§ **Task objective**:
Repeat verbatim only the lines from the one with "Emit a component" through the one with "import React from 'react';", both ends kept. Pictures stay out.

§ **Data lines**:
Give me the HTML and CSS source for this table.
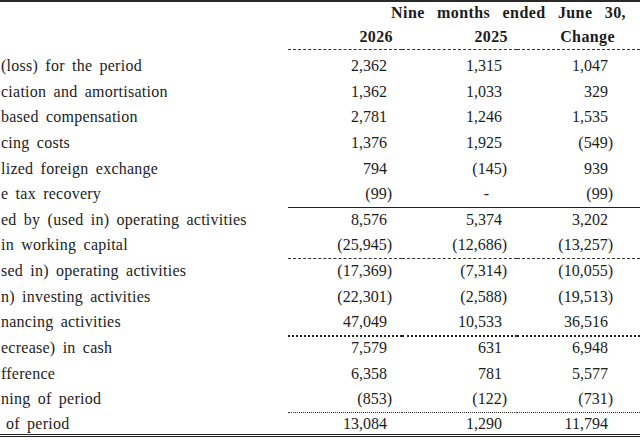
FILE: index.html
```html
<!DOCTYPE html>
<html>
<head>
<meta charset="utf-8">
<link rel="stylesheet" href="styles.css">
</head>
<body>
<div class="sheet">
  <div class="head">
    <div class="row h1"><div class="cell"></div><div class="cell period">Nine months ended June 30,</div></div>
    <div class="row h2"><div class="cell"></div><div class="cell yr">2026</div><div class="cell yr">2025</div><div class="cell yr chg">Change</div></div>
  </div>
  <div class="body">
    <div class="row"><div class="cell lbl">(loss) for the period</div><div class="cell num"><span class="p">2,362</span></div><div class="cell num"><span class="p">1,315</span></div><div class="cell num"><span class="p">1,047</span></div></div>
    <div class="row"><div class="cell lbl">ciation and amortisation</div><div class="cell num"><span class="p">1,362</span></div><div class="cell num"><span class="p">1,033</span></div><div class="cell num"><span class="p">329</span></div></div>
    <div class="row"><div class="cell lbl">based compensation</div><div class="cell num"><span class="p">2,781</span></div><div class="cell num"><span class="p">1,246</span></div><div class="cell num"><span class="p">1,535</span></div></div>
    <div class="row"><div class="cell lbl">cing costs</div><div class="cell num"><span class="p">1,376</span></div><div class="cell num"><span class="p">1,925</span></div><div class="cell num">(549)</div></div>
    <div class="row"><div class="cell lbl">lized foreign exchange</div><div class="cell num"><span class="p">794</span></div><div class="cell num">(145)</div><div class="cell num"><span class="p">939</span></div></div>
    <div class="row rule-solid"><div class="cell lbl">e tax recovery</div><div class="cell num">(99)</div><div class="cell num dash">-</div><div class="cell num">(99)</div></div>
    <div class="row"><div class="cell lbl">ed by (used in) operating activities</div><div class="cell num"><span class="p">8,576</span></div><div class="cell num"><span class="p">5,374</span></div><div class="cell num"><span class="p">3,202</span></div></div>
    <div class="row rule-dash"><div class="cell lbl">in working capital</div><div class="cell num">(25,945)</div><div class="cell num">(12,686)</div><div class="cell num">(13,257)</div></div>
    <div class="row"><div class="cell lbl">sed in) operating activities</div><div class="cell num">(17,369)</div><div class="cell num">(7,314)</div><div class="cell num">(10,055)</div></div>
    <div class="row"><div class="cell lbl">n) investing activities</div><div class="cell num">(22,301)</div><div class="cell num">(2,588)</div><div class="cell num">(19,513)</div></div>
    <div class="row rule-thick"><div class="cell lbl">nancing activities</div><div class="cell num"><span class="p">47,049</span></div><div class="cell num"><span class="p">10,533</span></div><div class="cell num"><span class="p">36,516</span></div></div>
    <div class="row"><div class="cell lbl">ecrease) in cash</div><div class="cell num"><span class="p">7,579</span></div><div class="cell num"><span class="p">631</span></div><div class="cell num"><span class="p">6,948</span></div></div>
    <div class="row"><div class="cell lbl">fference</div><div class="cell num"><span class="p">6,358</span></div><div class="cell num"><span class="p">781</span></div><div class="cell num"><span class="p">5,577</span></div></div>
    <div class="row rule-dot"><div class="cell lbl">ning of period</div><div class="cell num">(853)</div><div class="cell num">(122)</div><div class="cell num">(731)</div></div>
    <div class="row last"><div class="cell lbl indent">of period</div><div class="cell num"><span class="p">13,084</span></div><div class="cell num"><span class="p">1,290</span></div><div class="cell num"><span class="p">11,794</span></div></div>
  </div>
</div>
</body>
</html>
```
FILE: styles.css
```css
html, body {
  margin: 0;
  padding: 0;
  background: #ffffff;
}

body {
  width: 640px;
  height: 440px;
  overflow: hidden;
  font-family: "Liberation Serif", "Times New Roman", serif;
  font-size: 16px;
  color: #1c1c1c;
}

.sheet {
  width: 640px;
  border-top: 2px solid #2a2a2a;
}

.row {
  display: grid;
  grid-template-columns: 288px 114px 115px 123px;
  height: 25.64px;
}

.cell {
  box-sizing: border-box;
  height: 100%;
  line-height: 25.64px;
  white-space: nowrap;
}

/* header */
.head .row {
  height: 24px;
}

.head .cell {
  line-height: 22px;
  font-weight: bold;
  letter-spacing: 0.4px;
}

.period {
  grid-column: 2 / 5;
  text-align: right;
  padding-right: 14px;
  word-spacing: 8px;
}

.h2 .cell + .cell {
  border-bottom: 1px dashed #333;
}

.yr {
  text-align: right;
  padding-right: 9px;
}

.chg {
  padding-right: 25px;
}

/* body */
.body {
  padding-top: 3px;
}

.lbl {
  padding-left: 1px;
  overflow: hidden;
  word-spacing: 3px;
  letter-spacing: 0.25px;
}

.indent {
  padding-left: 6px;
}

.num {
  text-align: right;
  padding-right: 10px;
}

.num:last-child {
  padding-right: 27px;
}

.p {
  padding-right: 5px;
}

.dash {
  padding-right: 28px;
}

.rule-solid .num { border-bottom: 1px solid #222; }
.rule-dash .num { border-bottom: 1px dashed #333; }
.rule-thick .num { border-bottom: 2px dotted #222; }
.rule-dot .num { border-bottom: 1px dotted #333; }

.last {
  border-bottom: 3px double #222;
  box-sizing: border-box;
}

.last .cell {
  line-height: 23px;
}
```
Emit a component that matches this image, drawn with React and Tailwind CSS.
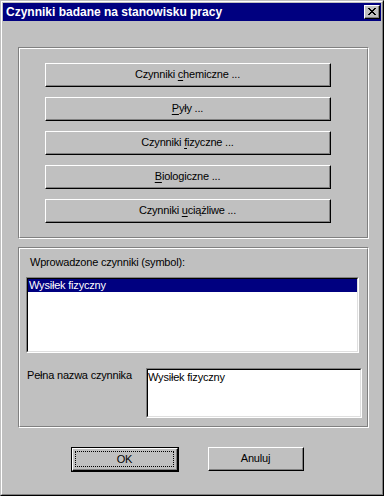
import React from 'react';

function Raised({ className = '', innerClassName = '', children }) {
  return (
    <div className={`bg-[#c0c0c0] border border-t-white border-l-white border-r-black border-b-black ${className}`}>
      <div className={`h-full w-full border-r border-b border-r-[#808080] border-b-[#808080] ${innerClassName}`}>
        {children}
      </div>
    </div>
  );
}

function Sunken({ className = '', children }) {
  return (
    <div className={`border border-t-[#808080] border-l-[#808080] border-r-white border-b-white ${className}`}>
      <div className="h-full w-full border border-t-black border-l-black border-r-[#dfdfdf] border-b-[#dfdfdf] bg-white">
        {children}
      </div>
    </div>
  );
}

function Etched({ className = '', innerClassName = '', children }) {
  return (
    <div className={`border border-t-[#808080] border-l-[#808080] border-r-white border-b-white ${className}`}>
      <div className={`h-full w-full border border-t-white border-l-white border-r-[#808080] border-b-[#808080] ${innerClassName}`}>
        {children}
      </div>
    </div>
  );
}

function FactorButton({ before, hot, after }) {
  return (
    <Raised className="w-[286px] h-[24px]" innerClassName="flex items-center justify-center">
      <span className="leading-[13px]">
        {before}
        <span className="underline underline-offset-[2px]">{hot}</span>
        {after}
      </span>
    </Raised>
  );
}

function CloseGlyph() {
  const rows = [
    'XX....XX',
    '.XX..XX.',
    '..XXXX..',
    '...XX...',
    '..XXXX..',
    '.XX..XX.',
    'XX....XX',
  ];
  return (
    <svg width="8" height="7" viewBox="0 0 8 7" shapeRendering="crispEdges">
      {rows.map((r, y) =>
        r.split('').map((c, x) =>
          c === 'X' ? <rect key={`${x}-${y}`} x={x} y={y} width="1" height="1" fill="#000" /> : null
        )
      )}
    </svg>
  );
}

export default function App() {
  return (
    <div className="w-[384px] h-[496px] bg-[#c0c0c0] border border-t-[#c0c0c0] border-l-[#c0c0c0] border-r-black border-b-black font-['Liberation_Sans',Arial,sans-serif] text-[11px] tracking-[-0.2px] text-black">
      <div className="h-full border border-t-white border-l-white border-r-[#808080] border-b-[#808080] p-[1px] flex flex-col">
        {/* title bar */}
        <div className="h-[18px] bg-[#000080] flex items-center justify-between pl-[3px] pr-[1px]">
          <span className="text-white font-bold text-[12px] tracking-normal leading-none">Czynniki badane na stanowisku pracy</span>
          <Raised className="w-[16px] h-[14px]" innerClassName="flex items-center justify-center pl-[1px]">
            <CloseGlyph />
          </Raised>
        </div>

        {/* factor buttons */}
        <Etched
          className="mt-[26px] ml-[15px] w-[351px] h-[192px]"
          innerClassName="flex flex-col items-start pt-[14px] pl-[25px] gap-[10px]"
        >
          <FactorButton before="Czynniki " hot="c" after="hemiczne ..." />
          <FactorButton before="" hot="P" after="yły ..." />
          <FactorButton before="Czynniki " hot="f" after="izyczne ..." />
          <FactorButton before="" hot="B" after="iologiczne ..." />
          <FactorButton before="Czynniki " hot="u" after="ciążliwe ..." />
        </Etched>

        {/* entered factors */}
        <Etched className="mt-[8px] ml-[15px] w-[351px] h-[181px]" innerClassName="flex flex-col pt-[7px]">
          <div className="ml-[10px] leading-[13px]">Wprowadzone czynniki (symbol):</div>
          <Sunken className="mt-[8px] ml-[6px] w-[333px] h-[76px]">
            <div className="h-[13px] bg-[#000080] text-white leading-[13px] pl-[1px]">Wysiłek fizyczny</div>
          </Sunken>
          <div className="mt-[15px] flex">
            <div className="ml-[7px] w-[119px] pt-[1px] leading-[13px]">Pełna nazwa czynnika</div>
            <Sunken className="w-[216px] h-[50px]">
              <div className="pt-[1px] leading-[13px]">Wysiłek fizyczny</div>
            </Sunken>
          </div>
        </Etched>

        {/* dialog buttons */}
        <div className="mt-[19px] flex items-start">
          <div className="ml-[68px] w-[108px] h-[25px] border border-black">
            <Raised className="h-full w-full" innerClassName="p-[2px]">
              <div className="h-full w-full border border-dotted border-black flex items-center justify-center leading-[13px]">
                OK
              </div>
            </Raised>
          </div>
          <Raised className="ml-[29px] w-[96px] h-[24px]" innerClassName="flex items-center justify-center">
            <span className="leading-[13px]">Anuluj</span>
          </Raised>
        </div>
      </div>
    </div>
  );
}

§ **Response to the exercise**:
Emit a component that matches this image, drawn with React and Tailwind CSS.
import React from 'react';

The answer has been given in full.